Millions of UK letters missing as Royal Mail cuts service

The UK postal service has descended into chaos with millions of letters lying undelivered for weeks.

Hospital operations have been missed, business orders cancelled and birthdays unmarked as sorting offices struggle to switch from a morning and afternoon service to a single delivery.

Postmen complain that the move – designed to save the Royal Mail GBP 350 million a year – has been implemented badly, with some staff having to carry heavy sackloads of mail on trolleys.

Delivery rounds that used to take two to four hours now last up to eight hours, and some postmen have given up on the new arrangements. There are reports of mail being thrown away and postbags being dumped. Times of deliveries are also unpredictable and backlogs of unsorted mail are growing.

As revealed on our front page, the Royal Mail is facing fines of at least pounds 50 million from Postcomm, the regulatory watchdog, because of late deliveries and lost mail.

Among the victims of the chaos is three-year-old Abigail Fielding. She had been waiting for a hernia operation for months, but a letter from Victoria Hospital in Blackpool with a date for which it had been scheduled arrived after the operation was due to take place – despite being posted first class seven days before. She now faces a lengthy delay.

Abigail's mother, Claire, 32, said: "I am absolutely fuming. How can it take a week for a letter posted first class to travel a few miles? She's in pain, she cries, she screams and now she's missed it because of the state of our postal service."

In Hampshire, pensioners besieged a post office last week demanding to know what has happened to missing mail. Tricia Jones-Lofting, 73, of Old Basing, near Basingstoke, still has not received cards for her birthday in March.

She said: "I know four were posted first class. I feel very disappointed and so do my children. Getting cards keeps you in contact."

An exercise last week by The Sunday Telegraph to test the state of the mail service demonstrated how badly the promised delivery times are being missed. Twenty first-class letters were posted in east London at lunch time on Wednesday to addresses across Britain. Not one arrived the next day, as they should have. Seven were delivered on Friday, a day late, and two arrived yesterday. The other 11 were still missing.

The Royal Mail's move to a single daily delivery, which was first recommended by the Prime Minister's Policy and Innovation Unit in 1999, was intended "to improve customer service".

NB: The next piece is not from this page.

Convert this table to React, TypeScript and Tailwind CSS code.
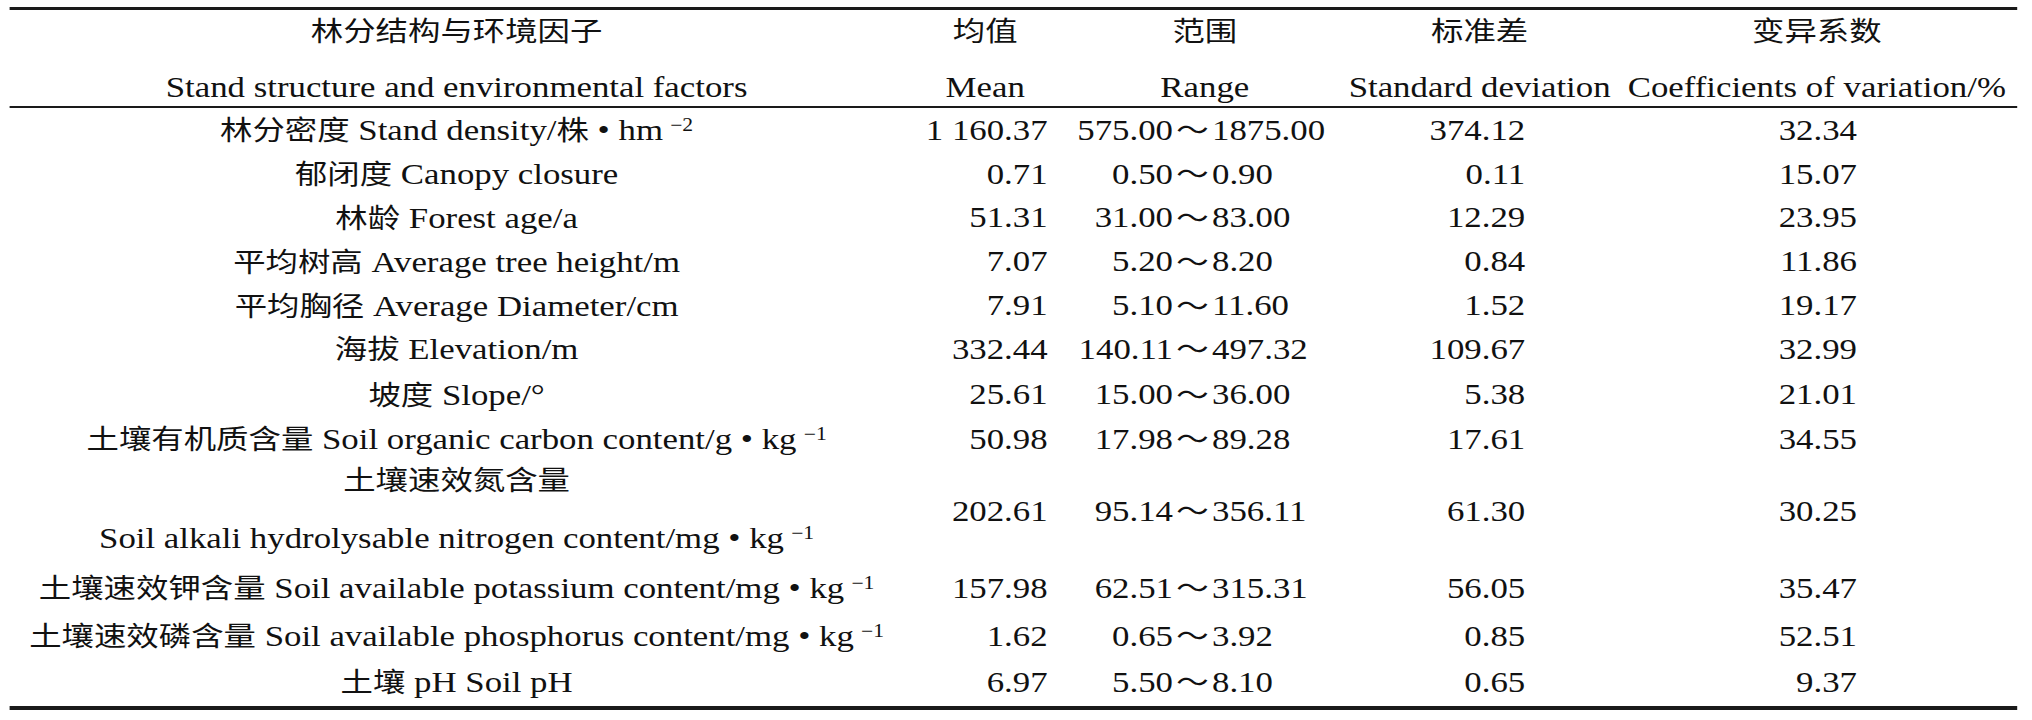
import React from 'react';

// CJK runs get a slightly smaller size so their advance matches the print
const CJK = /([\u3000-\u9fff\uff00-\uffef]+)/;

const T: React.FC<{ s: string }> = ({ s }) => (
  <span>
    {s.split(CJK).map((part, i) =>
      CJK.test(part) ? (
        <span key={i} className="text-[27px] font-['Noto_Sans_CJK_SC',sans-serif]">
          {part}
        </span>
      ) : (
        <React.Fragment key={i}>{part}</React.Fragment>
      )
    )}
  </span>
);

interface Row {
  label: string;
  sup?: string;
  mean: string;
  lo: string;
  hi: string;
  sd: string;
  cv: string;
  h: string;
}

const rows: Row[] = [
  { label: '林分密度 Stand density/株 • hm', sup: '−2', mean: '1 160.37', lo: '575.00', hi: '1875.00', sd: '374.12', cv: '32.34', h: 'h-[44px]' },
  { label: '郁闭度 Canopy closure', mean: '0.71', lo: '0.50', hi: '0.90', sd: '0.11', cv: '15.07', h: 'h-[44px]' },
  { label: '林龄 Forest age/a', mean: '51.31', lo: '31.00', hi: '83.00', sd: '12.29', cv: '23.95', h: 'h-[43px]' },
  { label: '平均树高 Average tree height/m', mean: '7.07', lo: '5.20', hi: '8.20', sd: '0.84', cv: '11.86', h: 'h-[45px]' },
  { label: '平均胸径 Average Diameter/cm', mean: '7.91', lo: '5.10', hi: '11.60', sd: '1.52', cv: '19.17', h: 'h-[43px]' },
  { label: '海拔 Elevation/m', mean: '332.44', lo: '140.11', hi: '497.32', sd: '109.67', cv: '32.99', h: 'h-[44px]' },
  { label: '坡度 Slope/°', mean: '25.61', lo: '15.00', hi: '36.00', sd: '5.38', cv: '21.01', h: 'h-[47px]' },
  { label: '土壤有机质含量 Soil organic carbon content/g • kg', sup: '−1', mean: '50.98', lo: '17.98', hi: '89.28', sd: '17.61', cv: '34.55', h: 'h-[42px]' },
];

const rowsAfter: Row[] = [
  { label: '土壤速效钾含量 Soil available potassium content/mg • kg', sup: '−1', mean: '157.98', lo: '62.51', hi: '315.31', sd: '56.05', cv: '35.47', h: 'h-[52px]' },
  { label: '土壤速效磷含量 Soil available phosphorus content/mg • kg', sup: '−1', mean: '1.62', lo: '0.65', hi: '3.92', sd: '0.85', cv: '52.51', h: 'h-[44px]' },
  { label: '土壤 pH Soil pH', mean: '6.97', lo: '5.50', hi: '8.10', sd: '0.65', cv: '9.37', h: 'h-[48px]' },
];

const GRID = 'grid grid-cols-[745px_136px_230px_228px_334px]';

const Sup: React.FC<{ s?: string }> = ({ s }) =>
  s ? <sup className="text-[18px] ml-[6px]">{s}</sup> : null;

const Values: React.FC<{ r: Row }> = ({ r }) => (
  <>
    <div className="flex items-center justify-end pr-[16px]">{r.mean}</div>
    <div className="flex items-center">
      <span className="w-[88.5px] text-right">{r.lo}</span>
      <span className="w-[32.5px] text-center">
        <T s="～" />
      </span>
      <span>{r.hi}</span>
    </div>
    <div className="flex items-center justify-end pr-[76px]">{r.sd}</div>
    <div className="flex items-center justify-end pr-[133.5px]">{r.cv}</div>
  </>
);

const DataRow: React.FC<{ r: Row }> = ({ r }) => (
  <div className={`${GRID} ${r.h}`}>
    <div className="flex items-center justify-center whitespace-nowrap">
      <span>
        <T s={r.label} />
        <Sup s={r.sup} />
      </span>
    </div>
    <Values r={r} />
  </div>
);

const HeadCell: React.FC<{ cn: string; en: string }> = ({ cn, en }) => (
  <div className="flex flex-col items-center whitespace-nowrap">
    <div className="h-[42px] flex items-center">
      <T s={cn} />
    </div>
    <div className="h-[42px] mt-[14px] flex items-center">{en}</div>
  </div>
);

export default function App() {
  const nitrogen: Row = {
    label: '',
    mean: '202.61',
    lo: '95.14',
    hi: '356.11',
    sd: '61.30',
    cv: '30.25',
    h: 'h-[102px]',
  };

  return (
    <div className="w-[2032px] h-[720px] bg-white overflow-hidden text-[#111] text-[29px] leading-none font-['Liberation_Serif',serif]">
      {/* printed table is stretched ~1.2x horizontally */}
      <div className="w-[1693px] origin-top-left scale-x-[1.2] pt-[7px] pl-[8px] font-[family-name:'Liberation_Serif',serif]">
        <div className="w-[1673px] border-t-[3px] border-b-[4px] border-[#1a1a1a]">
          {/* Header */}
          <div className={`${GRID} h-[98px] border-b-2 border-[#1a1a1a]`}>
            <HeadCell cn="林分结构与环境因子" en="Stand structure and environmental factors" />
            <HeadCell cn="均值" en="Mean" />
            <HeadCell cn="范围" en="Range" />
            <HeadCell cn="标准差" en="Standard deviation" />
            <HeadCell cn="变异系数" en="Coefficients of variation/%" />
          </div>

          {/* Body */}
          {rows.map((r) => (
            <DataRow key={r.label} r={r} />
          ))}

          <div className={`${GRID} ${nitrogen.h}`}>
            <div className="flex flex-col items-center justify-between pb-[4px] whitespace-nowrap">
              <div className="h-[40px] flex items-center">
                <T s="土壤速效氮含量" />
              </div>
              <div className="h-[40px] flex items-center">
                <span>
                  Soil alkali hydrolysable nitrogen content/mg • kg
                  <Sup s="−1" />
                </span>
              </div>
            </div>
            <Values r={nitrogen} />
          </div>

          {rowsAfter.map((r) => (
            <DataRow key={r.label} r={r} />
          ))}
        </div>
      </div>
    </div>
  );
}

Postmen complain that it is just a "cost-cutting exercise". One worker at Blackpool sorting office said: "Things are backing up and it is just chaos down here. They're trying to work us harder and harder to sort out their mess."

Managers have privately accused some postmen of deliberately trying to scupper the new arrangements – by dumping mail or failing to deliver it. One said: "The fact is that many postmen used to get off their shifts early and they don't like the fact that we're stamping down on that."

In some parts of London, postmen have demanded extra payments to continue working until 2pm, the official end of their shift.

The Sunday Telegraph has also found that postmen have recently been hired from overseas and sent out on deliveries with little or no training and just a map. In one case, two Ghanaian students working at London's Mount Pleasant sorting office failed to deliver half their mail and dumped it back at the office.

The problems have been exacerbated by theft. A recent investigation found criminals had become Royal Mail workers to steal credit cards, chequebooks and passports. Last year, pounds 43 million worth of fraud was caused by credit cards "lost" in the post.

Post union leaders rejected the criticisms. Stuart Caddy, a postman and the Labour leader of Burnley council, said: "Since the changes, postmen have been working longer hours, tirelessly trying to catch up with the backlog."

The problems will be an embarrassment for Adam Crozier, the former chief executive of the Football Association, charged with transforming Britain's shambolic post services when he was appointed chief executive of the Royal Mail last year on a salary of pounds 500,000 a year and bonus payments of up to pounds 250,000.

Mr Crozier declined invitations to talk about the current problems last week.

A Royal Mail spokesman admitted: "There have been difficulties in implementing one delivery a day and we apologise for any inconvenience caused. Britain is one of the last countries in the world with two deliveries a day and the change will be beneficial when the system settles down."